Bear Stearns? Nope. Bear Stearns was an investment bank, and nothing else.
Which financial firm was a combination firm?
Wachavia? Nope. Retail.
Lehman Brothers? Investment.
AIG? Insurance.
Countrywide Financial? Investment.
IndyMac? Retail.
All of those were single purpose companies.
The vast vast vast majority of all the companies that went bankrupt in the sub-prime crash, nearly all would not have been affected by Glass-Steagall.
Ironically your own article basically inadvertently admits it. List all the examples in the article of banks that would have been saved by Glass-Steagall?
They list one example. Citigroup which merged with Travelers Group. You want to know why they don't list dozens of examples? Because there are not dozens. If I remember right, all companies that wanted to be become reclassified a Financial Holdings Companies, and only three companies did, with only citigroup being worth mentioning. The other two did not have any problems during the crash.
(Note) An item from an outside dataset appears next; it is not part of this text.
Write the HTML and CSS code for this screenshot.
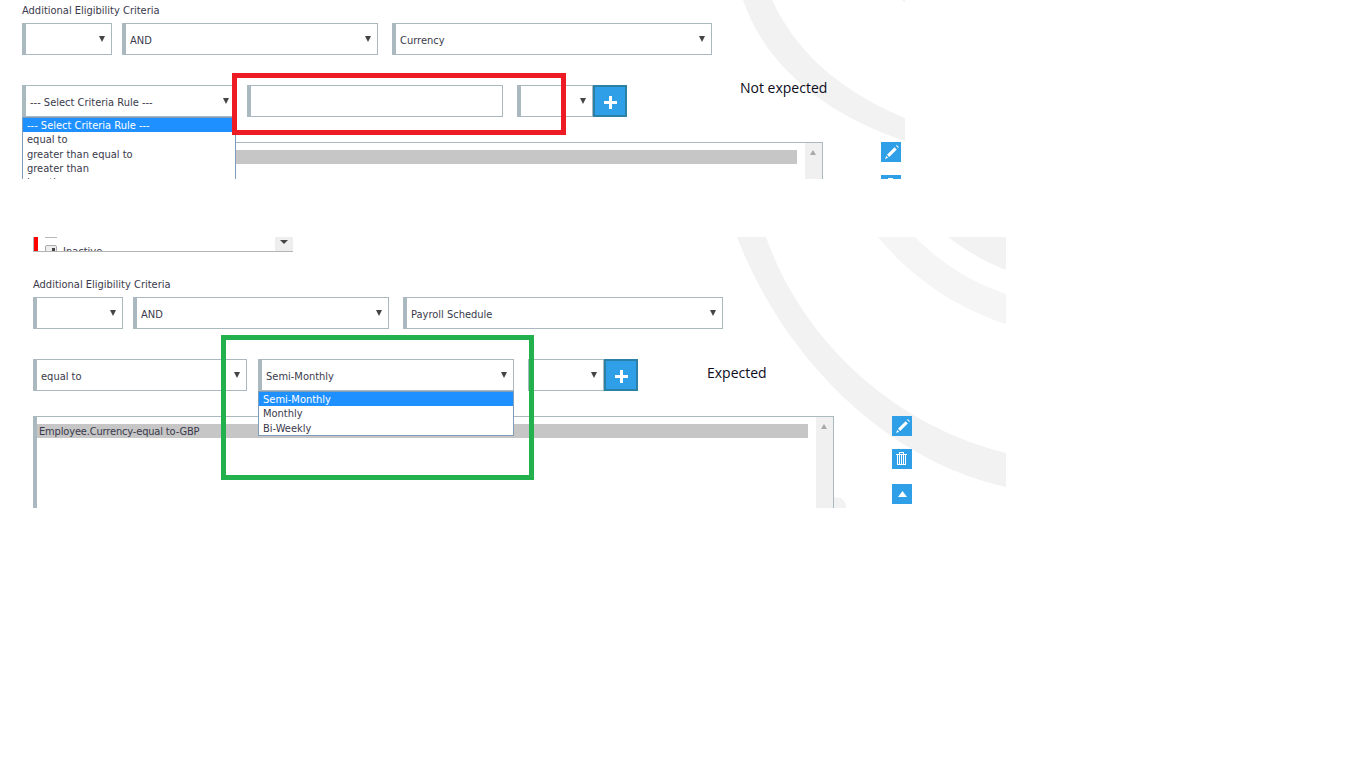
FILE: index.html
```html
<!DOCTYPE html>
<html lang="en">
<head>
<meta charset="utf-8">
<title>Additional Eligibility Criteria</title>
<link rel="stylesheet" href="styles.css">
</head>
<body>
<section class="shot shot-a">
  <svg class="arcs" width="905" height="179" viewBox="0 0 905 179" aria-hidden="true">
    <path class="arc" d="M743 0C765 65 825 115 905 141V118C850 95 800 60 772 0Z"/>
    <path class="arc" d="M902 0L905 3V0Z"/>
  </svg>
  <p class="title">Additional Eligibility Criteria</p>
  <div class="row row-top">
    <div class="sel w-s"></div>
    <div class="sel w-m">AND</div>
    <div class="sel w-l">Currency</div>
  </div>
  <div class="row row-mid">
    <div class="sel w-rule">--- Select Criteria Rule ---
      <ul class="drop">
        <li class="on">--- Select Criteria Rule ---</li>
        <li>equal to</li>
        <li>greater than equal to</li>
        <li>greater than</li>
        <li>less than</li>
      </ul>
    </div>
    <div class="inp w-m"></div>
    <div class="sel w-x"></div>
    <button class="add" type="button"><svg width="13" height="13" viewBox="0 0 13 13"><path d="M5 0h3v5h5v3H8v5H5V8H0V5h5z"/></svg></button>
    <span class="note note-a">Not expected</span>
  </div>
  <div class="row row-list">
    <div class="list">
      <div class="list-body"><div class="entry"></div></div>
      <div class="scroll"></div>
    </div>
    <div class="tools">
      <span class="tool tool-edit"><svg width="20" height="20" viewBox="0 0 20 20"><path d="M13.600 5.200l2.200 2.200-7.600 7.600-2.200-2.200zM15 3.800l.7-.7 2.200 2.200-.7.7zM5.200 13.900l1.900 1.900-3 1.100z"/></svg></span>
      <span class="tool tool-trash"><svg width="20" height="20" viewBox="0 0 20 20"><path d="M7 3h5v2h3v1H4V5h3zM8 4v1h3V4z" fill-rule="evenodd"/><path d="M5 6h1v9H5zM7 6h1v9H7zM9 6h1v9H9zM11 6h1v9h-1zM13 6h1v9h-1zM5 15h9v1H5z"/></svg></span>
    </div>
  </div>
  <div class="mark mark-red"></div>
</section>

<section class="shot shot-b">
  <svg class="arcs" width="1006" height="271" viewBox="0 0 1006 271" aria-hidden="true">
    <path class="arc" d="M737 0C785 125 890 225 1006 250V216C900 190 805 110 766 0Z"/>
    <path class="arc soft" d="M878 0C915 45 960 72 1006 87V57C970 45 940 25 915 0Z"/>
    <path class="arc" d="M948 0C965 13 985 25 1006 33V0Z"/>
    <path class="arc" d="M834 260Q846 260 846 271H834Z"/>
  </svg>
  <div class="strip">
    <i class="flag"></i>
    <div class="strip-items">
      <i class="line"></i>
      <div class="strip-item"><i class="box"></i><span>Inactive</span></div>
    </div>
    <i class="strip-btn"></i>
  </div>
  <p class="title title-b">Additional Eligibility Criteria</p>
  <div class="row row-top">
    <div class="sel w-s"></div>
    <div class="sel w-m">AND</div>
    <div class="sel w-l">Payroll Schedule</div>
  </div>
  <div class="row row-mid">
    <div class="sel w-rule">equal to</div>
    <div class="sel w-m">Semi-Monthly
      <ul class="drop">
        <li class="on">Semi-Monthly</li>
        <li>Monthly</li>
        <li>Bi-Weekly</li>
      </ul>
    </div>
    <div class="sel w-x"></div>
    <button class="add" type="button"><svg width="13" height="13" viewBox="0 0 13 13"><path d="M5 0h3v5h5v3H8v5H5V8H0V5h5z"/></svg></button>
    <span class="note note-b">Expected</span>
  </div>
  <div class="row row-list">
    <div class="list">
      <div class="list-body"><div class="entry">Employee.Currency-equal to-GBP</div></div>
      <div class="scroll"></div>
    </div>
    <div class="tools">
      <span class="tool tool-edit"><svg width="20" height="20" viewBox="0 0 20 20"><path d="M13.600 5.200l2.200 2.200-7.600 7.600-2.200-2.200zM15 3.800l.7-.7 2.200 2.200-.7.7zM5.200 13.900l1.900 1.900-3 1.100z"/></svg></span>
      <span class="tool tool-trash"><svg width="20" height="20" viewBox="0 0 20 20"><path d="M7 3h5v2h3v1H4V5h3zM8 4v1h3V4z" fill-rule="evenodd"/><path d="M5 6h1v9H5zM7 6h1v9H7zM9 6h1v9H9zM11 6h1v9h-1zM13 6h1v9h-1zM5 15h9v1H5z"/></svg></span>
      <span class="tool tool-up"><svg width="20" height="20" viewBox="0 0 20 20"><path d="M10.500 7L15 13H6z"/></svg></span>
    </div>
  </div>
  <div class="mark mark-green"></div>
</section>
</body>
</html>
```
FILE: styles.css
```css
* { box-sizing: border-box; }
html, body { margin: 0; padding: 0; background: #fff; }
body { font-family: "DejaVu Sans Condensed", "Open Sans", sans-serif; font-size: 11px; color: #3a3a4c; }

.shot { position: relative; overflow: hidden; background: #fff; }
.shot-a { width: 905px; height: 179px; padding: 3px 0 0 22px; }
.shot-b { width: 1006px; height: 271px; margin-top: 58px; padding-left: 33px; }

.arcs { position: absolute; left: 0; top: 0; }
.arc { fill: #f2f2f2; }
.arc.soft { fill: #f5f5f5; }

.title { position: relative; margin: 0 0 6px; height: 14px; line-height: 16px; }
.title-b { margin-top: 25px; }

.row { position: relative; display: flex; align-items: flex-start; }
.row-top { gap: 10px; margin-bottom: 30px; }
.row-top .w-l { margin-left: 4px; }
.row-mid { margin-bottom: 25px; }

.sel, .inp {
  position: relative; height: 32px; flex: none; background: #fff;
  border: 1px solid #aab8c0; border-left-width: 4px;
  padding: 0 0 0 4px; line-height: 33px;
}
.sel::after {
  content: ""; position: absolute; right: 6px; top: 12px;
  border-style: solid; border-width: 6px 3px 0; border-color: #444 transparent transparent;
}
.w-s { width: 90px; }
.w-m { width: 256px; }
.w-l { width: 320px; }
.w-rule { width: 214px; margin-right: 11px; }
.w-x { width: 76px; margin-left: 14px; }

.drop {
  position: absolute; left: -4px; right: -1px; top: 31px; z-index: 2; margin: 0; padding: 0;
  list-style: none; background: #fff; border: 1px solid #7f9db9; line-height: 16.3px;
}
.drop li { height: 14.3px; padding-left: 4px; white-space: nowrap; }
.drop .on { background: #1e90ff; color: #fff; }

.add {
  width: 34px; height: 32px; flex: none; display: flex; align-items: center; justify-content: center;
  padding: 3px 0 0 1px; background: #2f9fe8; border: 2px solid #2b80a6;
}
.add svg { fill: #fff; display: block; }

.note { flex: none; font-family: "Open Sans", sans-serif; font-size: 14px; line-height: 20px; color: #0c0c1c; }
.note-a { margin: -7px 0 0 113px; }
.note-b { margin: 4px 0 0 69px; }

.row-list { gap: 58px; }
.list {
  display: flex; width: 801px; height: 120px; flex: none; background: transparent;
  border: 1px solid #aab8c0; border-left-width: 4px; border-bottom: 0;
}
.list-body { flex: 1; padding: 7px 8px 0 0; }
.entry { height: 14px; line-height: 16px; padding-left: 2px; letter-spacing: -0.16px; background: #c6c6c6; }
.scroll { position: relative; width: 17px; background: #f0f0f0; }
.scroll::before {
  content: ""; position: absolute; left: 5px; top: 7px;
  border-style: solid; border-width: 0 3.500px 5px; border-color: transparent transparent #a8a8a8;
}

.tools { display: flex; flex-direction: column; }
.tool { display: block; width: 20px; height: 20px; background: #2f9fe8; }
.tool svg { display: block; fill: #fff; }
.tool-trash { margin-top: 13px; }
.tool-up { margin-top: 15px; }

.strip {
  position: relative; display: flex; width: 260px; height: 15px;
  border-left: 1px solid #b4b4b4; border-bottom: 1px solid #b4b4b4; overflow: hidden;
}
.flag { width: 4px; height: 14px; background: #f00; flex: none; }
.strip-items { flex: 1; padding-left: 7px; }
.line { display: block; width: 12px; height: 1px; background: #b8b8b8; }
.strip-item { display: flex; gap: 6px; margin-top: 7px; line-height: 14px; }
.box { position: relative; display: block; flex: none; width: 12px; height: 12px; border: 1px solid #aaa; border-radius: 2px; background: #eee; }
.box::after { content: ""; position: absolute; left: 6px; top: 2px; width: 3px; height: 3px; background: #444; }
.strip-btn { position: relative; width: 18px; background: #eee; flex: none; }
.strip-btn::after {
  content: ""; position: absolute; left: 5px; top: 3px;
  border-style: solid; border-width: 4px 4px 0; border-color: #444 transparent transparent;
}

.mark { position: absolute; z-index: 3; border-style: solid; border-width: 5px; }
.mark-red { left: 232px; top: 73px; width: 334px; height: 62px; border-color: #ed1c24; }
.mark-green { left: 221px; top: 98px; width: 313px; height: 145px; border-color: #22b14c; }
```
Ok, but even then, how exactly would Glass-Steagal prevent the sub-prime crash? The crash was caused by making bad sub-prime loans. Explain specifically how not having the repeal would have prevented bad loans?
Or do you think somehow that bad sub-prime loans will simply not go bad, because Citigroup didn't buy Travelers?
Explain to me exactly how this works. Are banks not going to make bad loans, when the government is taking them to court to make them, simply because they can't buy Travelers insurance?
And here's the real kicker to the entire claim. Did you know that Citigroup spun off Travelers Insurance, in 2002, five years before the crash?
Why didn't that stop the crash? If not having them together would magically prevent the crash, then why didn't it?
The article is wrong. It's that simple. You bought a lie, because you wanted it to be true, and you want to believe that magic regulations will stop every bad thing. It's simply not true.
By the way... Canada has never had such a regulation. Neither has most of Europe. Yet the sub-prime crash originated here?
And by the way, they still don't. So why isn't the rest of the world in a never ending crash? Oh, because it has nothing to do with these regulations at all, and never did.